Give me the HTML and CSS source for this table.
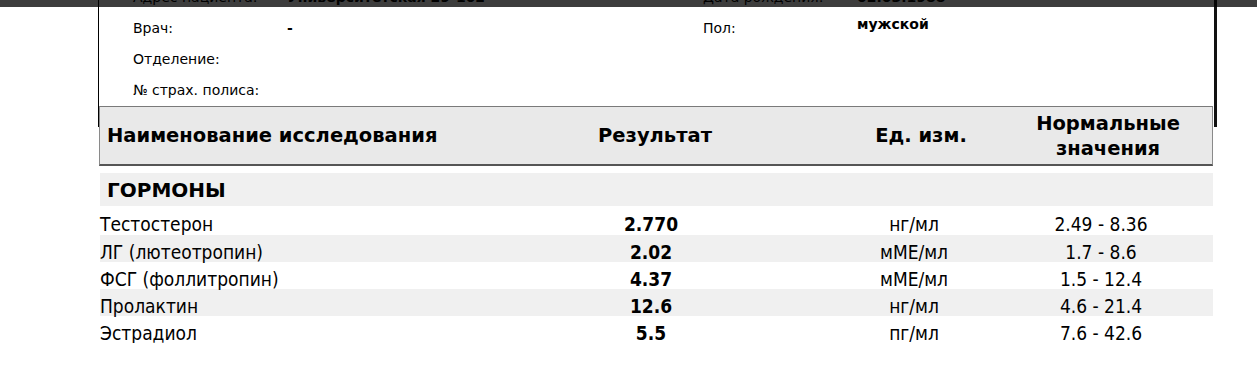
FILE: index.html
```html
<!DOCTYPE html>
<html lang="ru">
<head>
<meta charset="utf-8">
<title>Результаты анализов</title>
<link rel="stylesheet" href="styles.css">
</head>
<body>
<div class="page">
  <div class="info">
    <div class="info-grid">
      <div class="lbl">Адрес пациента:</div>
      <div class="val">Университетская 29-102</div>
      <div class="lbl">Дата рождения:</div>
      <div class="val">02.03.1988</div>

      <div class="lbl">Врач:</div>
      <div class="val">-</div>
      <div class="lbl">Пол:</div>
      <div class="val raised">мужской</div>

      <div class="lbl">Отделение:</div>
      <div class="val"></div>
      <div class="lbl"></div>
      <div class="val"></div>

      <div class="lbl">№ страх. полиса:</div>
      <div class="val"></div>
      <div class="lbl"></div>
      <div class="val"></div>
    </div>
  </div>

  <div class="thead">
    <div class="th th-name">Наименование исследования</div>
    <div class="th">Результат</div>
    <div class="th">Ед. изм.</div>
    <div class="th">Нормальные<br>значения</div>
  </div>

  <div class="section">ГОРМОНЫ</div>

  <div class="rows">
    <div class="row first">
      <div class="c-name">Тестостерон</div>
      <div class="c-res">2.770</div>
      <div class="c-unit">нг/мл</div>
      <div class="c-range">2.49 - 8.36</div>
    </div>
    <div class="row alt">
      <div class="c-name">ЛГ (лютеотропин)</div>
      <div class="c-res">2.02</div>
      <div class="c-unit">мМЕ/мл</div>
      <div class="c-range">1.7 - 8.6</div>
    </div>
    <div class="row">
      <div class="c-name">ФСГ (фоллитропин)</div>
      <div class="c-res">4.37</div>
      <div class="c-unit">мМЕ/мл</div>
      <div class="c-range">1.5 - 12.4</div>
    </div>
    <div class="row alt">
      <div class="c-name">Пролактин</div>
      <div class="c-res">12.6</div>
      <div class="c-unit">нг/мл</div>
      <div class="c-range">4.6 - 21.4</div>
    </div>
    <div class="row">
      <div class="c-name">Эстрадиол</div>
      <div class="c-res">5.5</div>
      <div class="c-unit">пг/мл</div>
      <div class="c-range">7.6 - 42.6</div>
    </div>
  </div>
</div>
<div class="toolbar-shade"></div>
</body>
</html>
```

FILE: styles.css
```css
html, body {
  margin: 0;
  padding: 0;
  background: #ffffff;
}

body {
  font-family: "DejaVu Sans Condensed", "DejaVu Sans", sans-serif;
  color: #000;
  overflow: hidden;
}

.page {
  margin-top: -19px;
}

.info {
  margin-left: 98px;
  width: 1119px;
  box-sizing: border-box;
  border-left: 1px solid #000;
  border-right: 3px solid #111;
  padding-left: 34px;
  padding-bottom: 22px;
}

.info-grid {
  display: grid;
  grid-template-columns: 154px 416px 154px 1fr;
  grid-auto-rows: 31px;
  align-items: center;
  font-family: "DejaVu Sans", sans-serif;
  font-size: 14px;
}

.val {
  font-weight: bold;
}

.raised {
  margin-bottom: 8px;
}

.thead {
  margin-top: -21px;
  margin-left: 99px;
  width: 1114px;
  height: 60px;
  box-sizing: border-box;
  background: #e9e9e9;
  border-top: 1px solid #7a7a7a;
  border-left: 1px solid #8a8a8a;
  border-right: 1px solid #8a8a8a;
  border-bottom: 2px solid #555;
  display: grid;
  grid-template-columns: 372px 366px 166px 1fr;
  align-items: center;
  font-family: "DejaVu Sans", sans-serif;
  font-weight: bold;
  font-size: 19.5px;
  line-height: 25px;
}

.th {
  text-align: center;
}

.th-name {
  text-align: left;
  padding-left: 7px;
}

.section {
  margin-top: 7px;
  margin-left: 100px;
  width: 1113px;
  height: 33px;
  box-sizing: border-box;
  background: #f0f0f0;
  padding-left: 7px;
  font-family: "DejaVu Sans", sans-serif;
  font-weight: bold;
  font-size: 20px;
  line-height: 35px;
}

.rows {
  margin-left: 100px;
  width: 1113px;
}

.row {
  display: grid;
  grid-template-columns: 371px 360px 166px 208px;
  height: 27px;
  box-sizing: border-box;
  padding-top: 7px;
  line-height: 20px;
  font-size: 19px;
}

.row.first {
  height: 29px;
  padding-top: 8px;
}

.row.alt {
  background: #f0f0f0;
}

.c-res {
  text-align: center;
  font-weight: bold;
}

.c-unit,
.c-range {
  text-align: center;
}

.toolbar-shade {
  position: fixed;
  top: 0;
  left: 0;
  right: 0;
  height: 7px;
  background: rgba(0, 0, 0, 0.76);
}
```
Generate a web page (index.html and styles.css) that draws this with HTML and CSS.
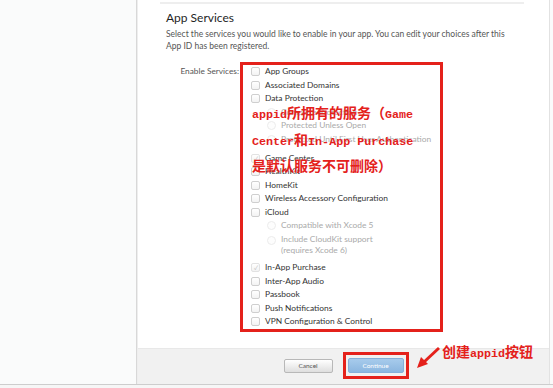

▬▬▬▬▬▬

> What needs to be done
Output the records above exactly as they are, leaving out the pictures.

> Exercise solution
Give me the HTML and CSS source for this table.
FILE: index.html
```html
<!DOCTYPE html>
<html lang="ru">
<head>
<meta charset="utf-8">
<title>Результаты анализов</title>
<link rel="stylesheet" href="styles.css">
</head>
<body>
<div class="page">
  <div class="info">
    <div class="info-grid">
      <div class="lbl">Адрес пациента:</div>
      <div class="val">Университетская 29-102</div>
      <div class="lbl">Дата рождения:</div>
      <div class="val">02.03.1988</div>

      <div class="lbl">Врач:</div>
      <div class="val">-</div>
      <div class="lbl">Пол:</div>
      <div class="val raised">мужской</div>

      <div class="lbl">Отделение:</div>
      <div class="val"></div>
      <div class="lbl"></div>
      <div class="val"></div>

      <div class="lbl">№ страх. полиса:</div>
      <div class="val"></div>
      <div class="lbl"></div>
      <div class="val"></div>
    </div>
  </div>

  <div class="thead">
    <div class="th th-name">Наименование исследования</div>
    <div class="th">Результат</div>
    <div class="th">Ед. изм.</div>
    <div class="th">Нормальные<br>значения</div>
  </div>

  <div class="section">ГОРМОНЫ</div>

  <div class="rows">
    <div class="row first">
      <div class="c-name">Тестостерон</div>
      <div class="c-res">2.770</div>
      <div class="c-unit">нг/мл</div>
      <div class="c-range">2.49 - 8.36</div>
    </div>
    <div class="row alt">
      <div class="c-name">ЛГ (лютеотропин)</div>
      <div class="c-res">2.02</div>
      <div class="c-unit">мМЕ/мл</div>
      <div class="c-range">1.7 - 8.6</div>
    </div>
    <div class="row">
      <div class="c-name">ФСГ (фоллитропин)</div>
      <div class="c-res">4.37</div>
      <div class="c-unit">мМЕ/мл</div>
      <div class="c-range">1.5 - 12.4</div>
    </div>
    <div class="row alt">
      <div class="c-name">Пролактин</div>
      <div class="c-res">12.6</div>
      <div class="c-unit">нг/мл</div>
      <div class="c-range">4.6 - 21.4</div>
    </div>
    <div class="row">
      <div class="c-name">Эстрадиол</div>
      <div class="c-res">5.5</div>
      <div class="c-unit">пг/мл</div>
      <div class="c-range">7.6 - 42.6</div>
    </div>
  </div>
</div>
<div class="toolbar-shade"></div>
</body>
</html>
```

FILE: styles.css
```css
html, body {
  margin: 0;
  padding: 0;
  background: #ffffff;
}

body {
  font-family: "DejaVu Sans Condensed", "DejaVu Sans", sans-serif;
  color: #000;
  overflow: hidden;
}

.page {
  margin-top: -19px;
}

.info {
  margin-left: 98px;
  width: 1119px;
  box-sizing: border-box;
  border-left: 1px solid #000;
  border-right: 3px solid #111;
  padding-left: 34px;
  padding-bottom: 22px;
}

.info-grid {
  display: grid;
  grid-template-columns: 154px 416px 154px 1fr;
  grid-auto-rows: 31px;
  align-items: center;
  font-family: "DejaVu Sans", sans-serif;
  font-size: 14px;
}

.val {
  font-weight: bold;
}

.raised {
  margin-bottom: 8px;
}

.thead {
  margin-top: -21px;
  margin-left: 99px;
  width: 1114px;
  height: 60px;
  box-sizing: border-box;
  background: #e9e9e9;
  border-top: 1px solid #7a7a7a;
  border-left: 1px solid #8a8a8a;
  border-right: 1px solid #8a8a8a;
  border-bottom: 2px solid #555;
  display: grid;
  grid-template-columns: 372px 366px 166px 1fr;
  align-items: center;
  font-family: "DejaVu Sans", sans-serif;
  font-weight: bold;
  font-size: 19.5px;
  line-height: 25px;
}

.th {
  text-align: center;
}

.th-name {
  text-align: left;
  padding-left: 7px;
}

.section {
  margin-top: 7px;
  margin-left: 100px;
  width: 1113px;
  height: 33px;
  box-sizing: border-box;
  background: #f0f0f0;
  padding-left: 7px;
  font-family: "DejaVu Sans", sans-serif;
  font-weight: bold;
  font-size: 20px;
  line-height: 35px;
}

.rows {
  margin-left: 100px;
  width: 1113px;
}

.row {
  display: grid;
  grid-template-columns: 371px 360px 166px 208px;
  height: 27px;
  box-sizing: border-box;
  padding-top: 7px;
  line-height: 20px;
  font-size: 19px;
}

.row.first {
  height: 29px;
  padding-top: 8px;
}

.row.alt {
  background: #f0f0f0;
}

.c-res {
  text-align: center;
  font-weight: bold;
}

.c-unit,
.c-range {
  text-align: center;
}

.toolbar-shade {
  position: fixed;
  top: 0;
  left: 0;
  right: 0;
  height: 7px;
  background: rgba(0, 0, 0, 0.76);
}
```
Generate a web page (index.html and styles.css) that draws this with HTML and CSS.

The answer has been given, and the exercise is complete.